FS : Oui, parce qu’en fait, ces deux patriarcats se disputent le contrôle du corps des femmes, le corps des femmes est leur champ de bataille…
MB : L’idée aussi, c’est de voir que, dans le contexte français, ceux qui font la promotion du patriarcat de souche gauloise, ce sont plutôt les hommes blancs de milieux privilégiés. Du côté de Zemmour et compagnie, c’est intéressant de voir comment ils vont stigmatiser les jeunes hommes arabes par des caricatures racistes. Cette façon de les stéréotyper, c’est une façon de désigner une menace qu’on doit dompter. Et c’est aussi dans la façon dont ils parlent des Français « efféminés » et des Arabes virils », que s’exprime le mieux, disons de manière évidente, l’imbrication entre le racisme et le patriarcat.
FS : Il y a aussi cette hantise du « grand remplacement », le fait que la population française va être évincée par des populations d’origine étrangère. Et donc, dans le cadre de cette théorie, le contrôle du corps des femmes est essentiel, parce que ce sont elles qui sont, à leurs yeux, le vecteur de ce « grand remplacement », soit en refusant d’avoir beaucoup d’enfants, soit en ayant des enfants avec des hommes issus de l’immigration. Ce sont les femmes qui font entrer le loup dans la bergerie…
MB : Exactement. Présenter l’Autre, l’immigré, comme l’étranger, le barbare, c’est aussi une façon de contrôler les femmes blanches, de les ramener à la maison française blanche et idéalisée, de refuser la mixité, ou le désir des femmes blanches pour des non-blancs.

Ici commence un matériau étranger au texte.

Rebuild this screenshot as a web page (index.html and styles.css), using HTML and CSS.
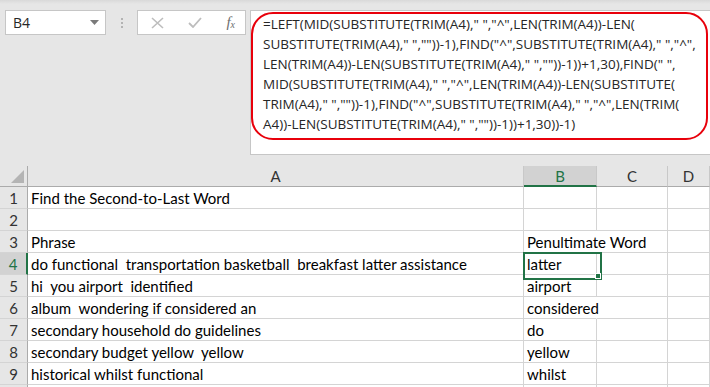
FILE: index.html
```html
<!DOCTYPE html>
<html>
<head>
<meta charset="utf-8">
<link rel="stylesheet" href="styles.css">
</head>
<body>
<div class="app">
  <div class="bar">
    <div class="namebox">
      <span class="ref">B4</span>
      <svg class="caret" width="9" height="5" viewBox="0 0 9 5"><path d="M0 0h9L4.5 5z" fill="#7a7a7a"/></svg>
    </div>
    <div class="grip"><i></i><i></i><i></i></div>
    <div class="fxbox">
      <svg width="13" height="12" viewBox="0 0 13 12"><path d="M1 1l11 10M12 1L1 11" stroke="#bdbdbd" stroke-width="1.6" fill="none"/></svg>
      <svg width="14" height="11" viewBox="0 0 14 11"><path d="M1 6l4 4 8-9" stroke="#bdbdbd" stroke-width="1.8" fill="none"/></svg>
      <span class="fx">f<sub>x</sub></span>
    </div>
    <div class="formula">
      <div class="oval">=LEFT(MID(SUBSTITUTE(TRIM(A4)," ","^",LEN(TRIM(A4))-LEN(<br>SUBSTITUTE(TRIM(A4)," ",""))-1),FIND("^",SUBSTITUTE(TRIM(A4)," ","^",<br>LEN(TRIM(A4))-LEN(SUBSTITUTE(TRIM(A4)," ",""))-1))+1,30),FIND(" ",<br>MID(SUBSTITUTE(TRIM(A4)," ","^",LEN(TRIM(A4))-LEN(SUBSTITUTE(<br>TRIM(A4)," ",""))-1),FIND("^",SUBSTITUTE(TRIM(A4)," ","^",LEN(TRIM(<br>A4))-LEN(SUBSTITUTE(TRIM(A4)," ",""))-1))+1,30))-1)</div>
    </div>
  </div>
  <div class="sheet">
    <div class="ch corner"><span class="tri"></span></div>
    <div class="ch">A</div>
    <div class="ch sel">B</div>
    <div class="ch">C</div>
    <div class="ch">D</div>

    <div class="rh">1</div><div class="c">Find the Second-to-Last Word</div><div class="c"></div><div class="c"></div><div class="c"></div>
    <div class="rh">2</div><div class="c"></div><div class="c"></div><div class="c"></div><div class="c"></div>
    <div class="rh">3</div><div class="c">Phrase</div><div class="c ovf">Penultimate Word</div><div class="c"></div><div class="c"></div>
    <div class="rh rsel">4</div><div class="c">do functional&nbsp; transportation basketball&nbsp; breakfast latter assistance</div><div class="c active">latter<span class="handle"></span></div><div class="c"></div><div class="c"></div>
    <div class="rh">5</div><div class="c">hi&nbsp; you airport&nbsp; identified</div><div class="c">airport</div><div class="c"></div><div class="c"></div>
    <div class="rh">6</div><div class="c">album&nbsp; wondering if considered an</div><div class="c ovf">considered</div><div class="c"></div><div class="c"></div>
    <div class="rh">7</div><div class="c">secondary household do guidelines</div><div class="c">do</div><div class="c"></div><div class="c"></div>
    <div class="rh">8</div><div class="c">secondary budget yellow&nbsp; yellow</div><div class="c">yellow</div><div class="c"></div><div class="c"></div>
    <div class="rh">9</div><div class="c">historical whilst functional</div><div class="c">whilst</div><div class="c"></div><div class="c"></div>
    <div class="rh"></div><div class="c"></div><div class="c"></div><div class="c"></div><div class="c"></div>
  </div>
</div>
</body>
</html>
```
FILE: styles.css
```css
* { box-sizing: border-box; }
html, body { margin: 0; padding: 0; }
body {
  width: 710px;
  height: 387px;
  overflow: hidden;
  background: #e6e6e6;
  font-family: "Open Sans", "Noto Sans", sans-serif;
}
.app { width: 710px; }
.bar {
  height: 166px;
  display: flex;
  align-items: flex-start;
  padding-top: 10px;
  background: linear-gradient(#d9d9d9, #e6e6e6 4px);
}
.namebox {
  margin-left: 5px;
  width: 101px;
  height: 25px;
  background: #fff;
  border: 1px solid #c6c6c6;
  display: flex;
  align-items: center;
  justify-content: space-between;
  padding: 0 6px 0 7px;
  font-size: 14px;
  color: #262626;
}
.grip {
  width: 31px;
  height: 25px;
  display: flex;
  flex-direction: column;
  align-items: center;
  justify-content: center;
  gap: 2px;
}
.grip i { width: 2px; height: 2px; background: #b3b3b3; display: block; }
.fxbox {
  width: 109px;
  height: 25px;
  background: #fff;
  border: 1px solid #c6c6c6;
  display: flex;
  align-items: center;
  justify-content: space-between;
  padding: 0 10px 0 13px;
}
.fx {
  font-family: "Liberation Serif", serif;
  font-style: italic;
  font-size: 15px;
  color: #6e6e6e;
  line-height: 1;
}
.fx sub { font-size: 10px; vertical-align: -1px; }
.formula {
  margin-left: 4px;
  flex: 1;
  height: 145px;
  background: #fff;
  border: 1px solid #c6c6c6;
  border-right: none;
  padding: 1px 2px 0 0;
}
.oval {
  border: 2px solid #e8000b;
  border-radius: 22px;
  height: 128px;
  padding: 0 0 0 10px;
  font-size: 13.5px;
  line-height: 20px;
  color: #262626;
  white-space: nowrap;
}
.sheet {
  display: grid;
  grid-template-columns: 28px 496px 73px 71px 42px;
  grid-template-rows: 21px;
  grid-auto-rows: 22px;
  font-family: "Lato", sans-serif;
  font-size: 15px;
  background: #fff;
}
.ch {
  background: #e6e6e6;
  border-right: 1px solid #c8c8c8;
  border-bottom: 1px solid #ababab;
  text-align: center;
  color: #333;
  line-height: 20px;
}
.ch.corner { border-right: 1px solid #ababab; position: relative; }
.tri {
  position: absolute;
  right: 3px;
  bottom: 3px;
  width: 0;
  height: 0;
  border-left: 13px solid transparent;
  border-bottom: 13px solid #b4b4b4;
}
.ch.sel {
  background: #d2d2d2;
  color: #217346;
  border-bottom: 2px solid #217346;
}
.rh {
  background: #e6e6e6;
  border-right: 1px solid #ababab;
  border-bottom: 1px solid #d4d4d4;
  text-align: center;
  color: #333;
  line-height: 22px;
}
.rh.rsel {
  background: #d2d2d2;
  color: #217346;
  border-right: 2px solid #217346;
}
.c {
  border-right: 1px solid #d4d4d4;
  border-bottom: 1px solid #d4d4d4;
  padding: 0 3px;
  line-height: 22px;
  white-space: nowrap;
  color: #000;
}
.c.ovf {
  position: relative;
  z-index: 1;
  border-right-color: transparent;
}
.c.active {
  position: relative;
  z-index: 2;
}
.c.active::after {
  content: "";
  position: absolute;
  left: -1px;
  top: -1px;
  width: 75px;
  height: 24px;
  border: 2px solid #217346;
}
.handle {
  position: absolute;
  left: 71px;
  top: 20px;
  width: 6px;
  height: 6px;
  background: #217346;
  border: 1px solid #fff;
  z-index: 3;
}
```
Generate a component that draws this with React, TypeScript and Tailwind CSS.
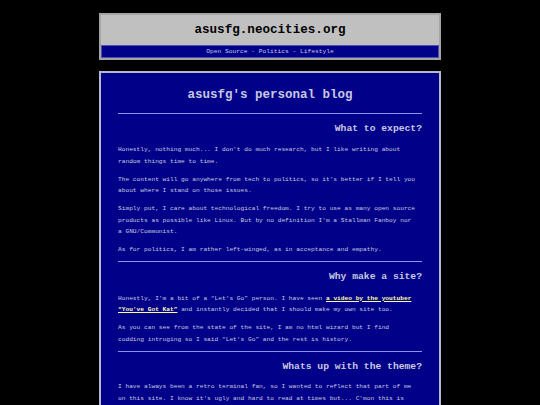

Il y a aussi cette obsession du foulard. Ces corps voilés sont une source d’obsession pour la France, le Québec plus récemment. Ça me mystifie beaucoup. D’un même souffle, on reproche aux femmes qui portent le voile d’être à la fois victimes de contraintes religieuses et de faire preuve d’agentivité parce qu’elle choisissent de le porter. Une victime qui fait preuve d’agentivité, c’est clairement paradoxal dans l’imaginaire commun.